I want to say that, generally speaking, it would not be justified and would not be done. There were peculiar circumstances in this case which had to be inquired into. The Guards were acting under the Offences Against the State Act. I am advised that they were quite entitled to act under it. I think it was a pity that they had to be kept in the barracks, but in the peculiar circumstances of the case I am satisfied that nothing else could be done.
Will the Minister not agree that it is a matter of vital importance, when immense powers are placed in his hands under legislation of an emergency nature, passed for the protection of the State, that a clear distinction should be drawn between persons suspected of treasonable activities designed to destroy the State, and persons suspected of ordinary civil or criminal offences which are endemic to the country, and have no relation to the fundamental safety of the State.
I would draw the Deputy's attention to the fact we were not acting under emergency legislation but under the Offences Against the State Act. I agree with what the Deputy has said, and want to assure him that I am very careful in this matter to see that none of these emergency powers are used to deal with ordinary crime. I keep that constantly in mind.
That is the point.
I admit there is the inclination to take the easiest course, but I keep a watch on that.
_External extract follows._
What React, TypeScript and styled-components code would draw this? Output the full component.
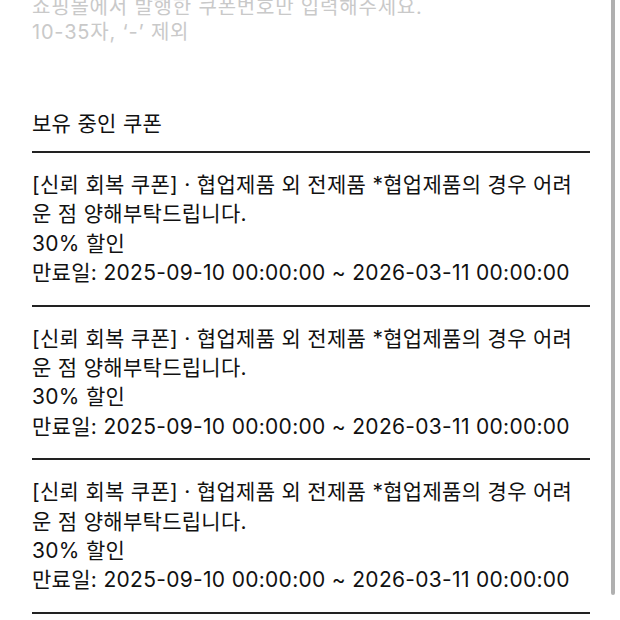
import styled, { createGlobalStyle } from 'styled-components'

const GlobalStyle = createGlobalStyle`
  html, body {
    margin: 0;
    padding: 0;
    background: #fff;
  }
  body {
    font-family: Inter, "Noto Sans CJK KR", sans-serif;
    color: #111;
    overflow: hidden;
  }
`

const Screen = styled.div`
  position: relative;
  width: 620px;
  height: 620px;
  overflow: hidden;
`

const Content = styled.main`
  display: flex;
  flex-direction: column;
  padding: 0 30px 0 32px;
  margin-top: -5px;
`

const Hint = styled.p`
  margin: 0;
  font-size: 20px;
  line-height: 25px;
  letter-spacing: 0.8px;
  color: #c9c9c9;
`

const SectionTitle = styled.h2`
  margin: 64px 0 0;
  font-size: 21px;
  font-weight: 400;
  line-height: 30px;
  letter-spacing: 0.3px;
  padding-bottom: 12px;
  border-bottom: 2px solid #222;
`

const CouponList = styled.ul`
  list-style: none;
  margin: 0;
  padding: 0;
`

const Coupon = styled.li`
  padding: 17px 0 17px;
  border-bottom: 2px solid #222;
  font-size: 21px;
  line-height: 29.4px;
  letter-spacing: 0.3px;
`

const Line = styled.div`
  padding-right: 4px;
  word-break: normal;
`

// overlay scroll thumb on the right edge
const ScrollThumb = styled.div`
  position: absolute;
  top: -10px;
  right: 5px;
  width: 4px;
  height: 605px;
  border-radius: 2px;
  background: #b0b0b0;
`

const coupons = [1, 2, 3].map((id) => ({
  id,
  title: '[신뢰 회복 쿠폰] · 협업제품 외 전제품 *협업제품의 경우 어려운 점 양해부탁드립니다.',
  discount: '30% 할인',
  expiry: '만료일: 2025-09-10 00:00:00 ~ 2026-03-11 00:00:00',
}))

export default function App() {
  return (
    <Screen>
      <GlobalStyle />
      <Content>
        <Hint>쇼핑몰에서 발행한 쿠폰번호만 입력해주세요.</Hint>
        <Hint>10-35자, ‘-’ 제외</Hint>
        <SectionTitle>보유 중인 쿠폰</SectionTitle>
        <CouponList>
          {coupons.map((c) => (
            <Coupon key={c.id}>
              <Line>{c.title}</Line>
              <Line>{c.discount}</Line>
              <Line>{c.expiry}</Line>
            </Coupon>
          ))}
        </CouponList>
      </Content>
      <ScrollThumb />
    </Screen>
  )
}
Will the Minister see that in future nobody is detained for a long period of time in a police cell into which the Guards throw the refuse of the country after fairs and markets? I hope that in future persons will not be detained in such a place, no matter what offences they may be suspected of. They ought to be detained in some place where they can get food and sleep.
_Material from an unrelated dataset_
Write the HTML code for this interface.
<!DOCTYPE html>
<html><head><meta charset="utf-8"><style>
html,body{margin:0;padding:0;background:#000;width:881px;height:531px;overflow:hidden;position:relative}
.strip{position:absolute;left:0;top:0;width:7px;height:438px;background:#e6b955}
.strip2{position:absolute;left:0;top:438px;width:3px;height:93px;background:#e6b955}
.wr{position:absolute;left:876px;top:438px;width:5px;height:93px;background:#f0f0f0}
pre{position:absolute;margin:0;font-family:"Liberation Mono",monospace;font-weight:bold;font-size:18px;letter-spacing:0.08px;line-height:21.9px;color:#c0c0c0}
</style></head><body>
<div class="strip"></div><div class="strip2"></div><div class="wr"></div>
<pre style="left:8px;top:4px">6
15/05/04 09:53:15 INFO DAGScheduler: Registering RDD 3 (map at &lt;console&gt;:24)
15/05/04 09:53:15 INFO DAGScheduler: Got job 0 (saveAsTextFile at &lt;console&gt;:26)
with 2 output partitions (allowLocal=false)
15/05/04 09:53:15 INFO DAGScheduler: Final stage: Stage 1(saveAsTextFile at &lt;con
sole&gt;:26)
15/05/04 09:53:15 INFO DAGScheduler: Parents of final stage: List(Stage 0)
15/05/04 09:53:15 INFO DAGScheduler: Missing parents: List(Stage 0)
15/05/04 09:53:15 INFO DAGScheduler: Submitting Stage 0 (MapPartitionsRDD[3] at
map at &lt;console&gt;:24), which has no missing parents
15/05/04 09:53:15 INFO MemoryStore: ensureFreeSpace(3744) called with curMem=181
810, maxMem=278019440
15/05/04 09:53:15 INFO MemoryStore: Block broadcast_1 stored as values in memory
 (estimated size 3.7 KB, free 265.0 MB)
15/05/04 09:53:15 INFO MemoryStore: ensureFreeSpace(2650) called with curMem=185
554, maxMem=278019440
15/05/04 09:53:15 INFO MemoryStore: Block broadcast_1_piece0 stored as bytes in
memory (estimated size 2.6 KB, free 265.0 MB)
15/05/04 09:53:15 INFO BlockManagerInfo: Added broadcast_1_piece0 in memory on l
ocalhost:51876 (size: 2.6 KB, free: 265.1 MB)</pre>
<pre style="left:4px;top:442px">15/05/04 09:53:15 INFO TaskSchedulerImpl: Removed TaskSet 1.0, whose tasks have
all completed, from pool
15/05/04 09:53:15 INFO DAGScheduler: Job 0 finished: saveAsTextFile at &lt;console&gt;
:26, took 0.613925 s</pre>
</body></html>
As far as possible, that will be avoided, but circumstances may arise in which it may be necessary to detain them as at present. Where it is a case of detecting crime, and there is no other way of doing that except by keeping people in those barracks, I am not going to interfere with the Guards in the legitimate discharge of their duty. If they go outside the law themselves they can be dealt with. As long, however, as the Guards act within the law while engaged in dealing with a conspiracy of this kind, I would be very reluctant indeed to interfere with them.
If people are to be detained then it ought to be in some place other than a police cell into which tramps are put in the night and thrown out in the morning.
asked the Minister for Justice if he is aware that Miss Peggy Burke, Brouncomogee, Emly, was interrogated by Gárdaí for nearly three hours at her house on the 19th February, in connection with the burning of a house near Emly, in the presence of her invalid mother; and that on February 20th she was arrested and taken to Oola barracks and detained for a period of over three hours; and if he is aware that the interrogation on both occasions was very severe, particularly having regard to the fact that this girl is not twenty years of age.
I have caused inquiries to be made into this matter and from the reports which I have received the following appear to be the facts of the case.
On the night of the 18th February, revolver shots were fired into the dwellinghouse of Michael Hughes of Monard, Oola, County Tipperary, and 13 rifle shots were discharged in the vicinity of Mr. Hughes's house. Mr. Hughes is one of the persons to whom the Land Commission have allotted parcels of land on the Ballyholohan estate at Emly.
On the 19th February Mr. Hughes received a threatening letter by post and the post-mark indicated that the letter had been posted at Emly on the 17th February.
In the course of their investigations of these crimes the Gárda Síochána searched the house of Miss Peggy Burke of Drumcumogue, Emly, on the 19th February, and they questioned Miss Burke for a few minutes about the threatening letter. On the following day the Gárdaí again called to Miss Burke's home and asked her to come to Oola Gárda Station. They informed her that she was free to refuse if she so desired. Miss Burke consented to go to Oola and was conveyed there by car in the company of a neighbour. She arrived at Oola Gárda Station about 2 p.m. Specimens of her writing were taken and compared with the threatening letter and some further questions were put to her. These proceedings lasted for about one hour. She would have been conveyed to her home at 3 p.m. if transport had been available, but the car in which she had travelled from her home to Oola was then engaged on other duty and was not available until about 5.20 p.m. As soon as the car was available Miss Burke was conveyed home.
From the inquiries which I have made I am satisfied that the interrogation of Miss Burke was not of a severe nature.
I am informed that the entire interrogation of this young lady was of a most heartless, severe nature, and that it was carried on in the house in the presence of her invalid mother, her father having been at the time arrested. From what I have been told I am convinced——
The Deputy is now answering the Minister. At Question Time, Ministers' statements may not be replied to. Further supplementary questions may be asked to elucidate matters.
In view of the fact that a neighbour accompanied Miss Burke to the station, could the Minister state whether the neighbour was a woman and if so, was the neighbouring woman allowed to remain in Miss Burke's company during the interrogation or was there any lady present during the interrogation?
I cannot answer the Deputy definitely on that point. I am almost certain the neighbour was a woman, but I am not quite sure.
Am I interpreting the Minister's view correctly in stating that it would be desirable that, when a lady is being interrogated in circumstances such as these, another lady should be present with her?
I believe there was a lady present but I could not say definitely. Miss Burke did not complain of her treatment. On the contrary, she actually shook hands with the Guards on leaving.
Would the Minister agree with me that as a general principle it would be well that some senior woman should be present when a young lady is being interrogated by the Guards?
Yes, I believe that is what happened in this case but I cannot positively say so.